Recently, companies sending products to villages were forced to raise their prices to cover the increased shipping costs, burdening residents in some of the state's most impoverished areas.
Begich serves on the Homeland Security and Government Affairs Committee, which has jurisdiction over the Postal Service and makes the laws for the Postal Regulatory Commission. Begich has urged top officials to implement the reversal quickly because it's hurting rural residents.
On Feb. 6, Begich announced he had convinced Postmaster General Patrick Donahoe to reverse the rate hike and that "Alaskans should see relief from soaring postal costs by next week."
In their meeting, Donahoe had been under the impression the USPS could reverse the rates right away, said Heather Handyside, a Begich spokeswoman. But after the meeting -- and Begich's announcement -- it became clear that a public comment period and approval from the Postal Regulatory Commission were needed before the rollback could occur, she said.
Companies doing business in rural Alaska are anxious to get the rollback in place.
Chris Jett and her husband own Mailbox Groceries, an Anchorage business that accepts online orders and mails food to the Bush. Jett said the cost to ship 70 pounds of food jumped from $24 to $41, a 71 percent increase.
"The bottom line is our customers end up paying the postage, and we have concerns for them because many of them don't have much money to begin with," she said.

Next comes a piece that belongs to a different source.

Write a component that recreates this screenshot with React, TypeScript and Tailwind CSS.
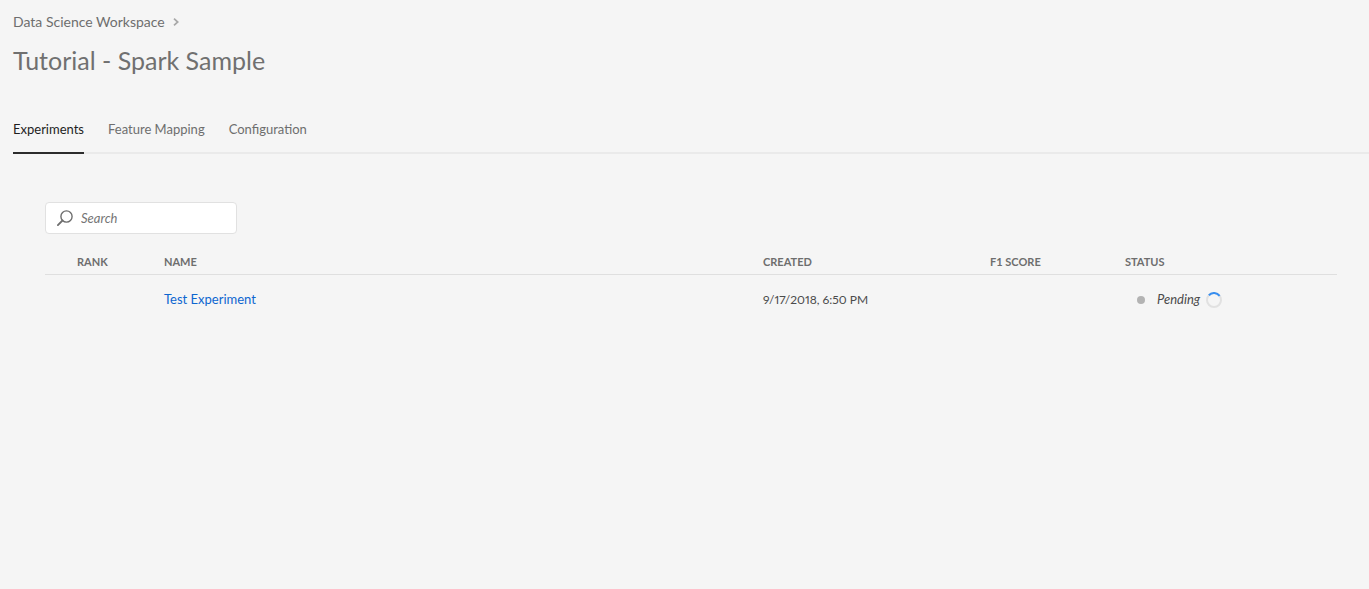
const tabs = ["Experiments", "Feature Mapping", "Configuration"];

const experiments = [
  { name: "Test Experiment", created: "9/17/2018, 6:50 PM", score: "", status: "Pending" },
];

function ChevronIcon() {
  return (
    <svg width="6" height="8" viewBox="0 0 6 8" fill="none" stroke="#a8a8a8" strokeWidth="1.7" aria-hidden="true">
      <path d="M1 0.7 4.7 4 1 7.3" />
    </svg>
  );
}

function SearchIcon() {
  return (
    <svg width="16" height="16" viewBox="0 0 16 16" className="shrink-0" fill="none" stroke="#6e6e6e" aria-hidden="true">
      <circle cx="9.5" cy="6.5" r="5.6" strokeWidth="1.4" />
      <path d="M5.5 10.5 0.9 15.1" strokeWidth="1.8" strokeLinecap="round" />
    </svg>
  );
}

function Spinner() {
  return (
    <svg width="16" height="16" viewBox="0 0 16 16" fill="none" aria-hidden="true">
      <circle cx="8" cy="8" r="7" stroke="#e1e1e1" strokeWidth="2" />
      <path d="M2.9 3.2A7 7 0 0 1 13.6 3.8" stroke="#378ef0" strokeWidth="2" />
    </svg>
  );
}

export default function App() {
  return (
    <div className="min-h-screen bg-[#f5f5f5] pl-[13px] font-['Lato','Open_Sans',sans-serif] text-sm text-[#4b4b4b]">
      <header className="pt-3">
        <nav aria-label="Breadcrumb" className="flex items-center gap-2 text-sm leading-5 text-[#6e6e6e]">
          <a href="#workspace">Data Science Workspace</a>
          <ChevronIcon />
        </nav>
        <h1 className="mt-3 text-[25px] leading-8 text-[#707070]">Tutorial - Spark Sample</h1>
      </header>

      <nav aria-label="Sections" className="mt-7 flex gap-6 border-b-2 border-[#eaeaea] text-[13px]">
        {tabs.map((tab, i) => (
          <a
            key={tab}
            href={"#" + tab}
            aria-current={i === 0 ? "page" : undefined}
            className={
              i === 0
                ? "-mb-0.5 border-b-2 border-[#2c2c2c] pt-[15px] pb-[13px] leading-5 text-[#1e1e1e]"
                : "pt-[15px] pb-[13px] leading-5 text-[#6e6e6e]"
            }
          >
            {tab}
          </a>
        ))}
      </nav>

      <main className="pt-12 pr-8 pl-8">
        <label className="flex h-8 w-48 items-center gap-2 rounded border border-[#e1e1e1] bg-white px-[11px]">
          <SearchIcon />
          <input
            type="text"
            aria-label="Search"
            placeholder="Search"
            className="w-full min-w-0 bg-transparent text-[13px] italic outline-none placeholder:text-[#757575]"
          />
        </label>

        <table className="mt-4 w-full table-fixed text-left text-[13px]">
          <thead className="border-b border-[#dfdfdf] text-[11px] leading-4 text-[#6e6e6e]">
            <tr>
              <th className="w-[119px] pt-1 pb-1 pl-8 font-bold">RANK</th>
              <th className="pt-1 pb-1 font-bold">NAME</th>
              <th className="w-[227px] pt-1 pb-1 font-bold">CREATED</th>
              <th className="w-[135px] pt-1 pb-1 font-bold">F1 SCORE</th>
              <th className="w-[212px] pt-1 pb-1 font-bold">STATUS</th>
            </tr>
          </thead>
          <tbody>
            {experiments.map((row) => (
              <tr key={row.name} className="h-[50px]">
                <td />
                <td>
                  <a href="#experiment" className="text-[#0d66d0]">{row.name}</a>
                </td>
                <td className="text-xs proportional-nums">{row.created}</td>
                <td>{row.score}</td>
                <td>
                  <div className="flex items-center pl-3">
                    <span className="mr-3 h-2 w-2 rounded-full bg-[#b3b3b3]" />
                    <span className="mr-1.5 italic">{row.status}</span>
                    <Spinner />
                  </div>
                </td>
              </tr>
            ))}
          </tbody>
        </table>
      </main>
    </div>
  );
}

On Friday, she said she was "thrilled" to hear about the rollback. "If it's true, I could not be happier for my customers," she said.
She added she can't reduce her prices until the Post Office reverses the rate hike.
"I have to see it and know it's happening before I can change anything because the increase is so significant that if I were to roll it back and nothing happened, I'd bleed to death in a matter of weeks."
Bill Kanerva, who owns Last Frontier Trailers in Sutton with his son, said he sells utility trailers that rural residents haul behind four-wheelers. He ships the components of the ready-to-assemble trailers in a handful of boxes. With the rate increase, the trailers cost more to mail -- a $2,000 model now requires an extra $150 in postal fees, at least.
The surprise rate hike was confounding: He didn't know whether to charge customers for the increased shipping costs or wait for a rollback. On Friday, he said he was glad to hear of the coming reversal.
"I don't have to put a big increase on my trailers, but we'll see what happens," he said.
The current battle over "standard post" rates is different than bypass mail, another unique aspect of mail delivery in Alaska that allows palletized freight exceeding 1,000 pounds to be flown to villages. Grocery stores often use it, with the idea being that it helps them lower prices in village stores. That program annually costs the postal service $76 million, a subsidy that some in Congress hope to slash. The Post Office boosted bypass rates slightly in late January.
The complicated and confusing process underscores the need for Postal Service reform, Begich said.
In a postal-reform bill moving through the Senate, Begich has introduced an amendment requiring the Postal Regulatory Commission to undertake a study designed to improved public notice and analyze the effects of rate changes when it comes to areas off road systems.
Begich's office was quick to announce the rollback early last month. Why didn't he let Alaskans know about the delay?
Getting the right answer from the Postal Service has been challenging, leading to uncertainty about when it would happen, he said. Only in the last couple of days did it become clear things would be fixed starting March 20, he said.
"We have to keep on them every day," said Begich of the post office. "The bureaucracy over there is just a jumble of issues."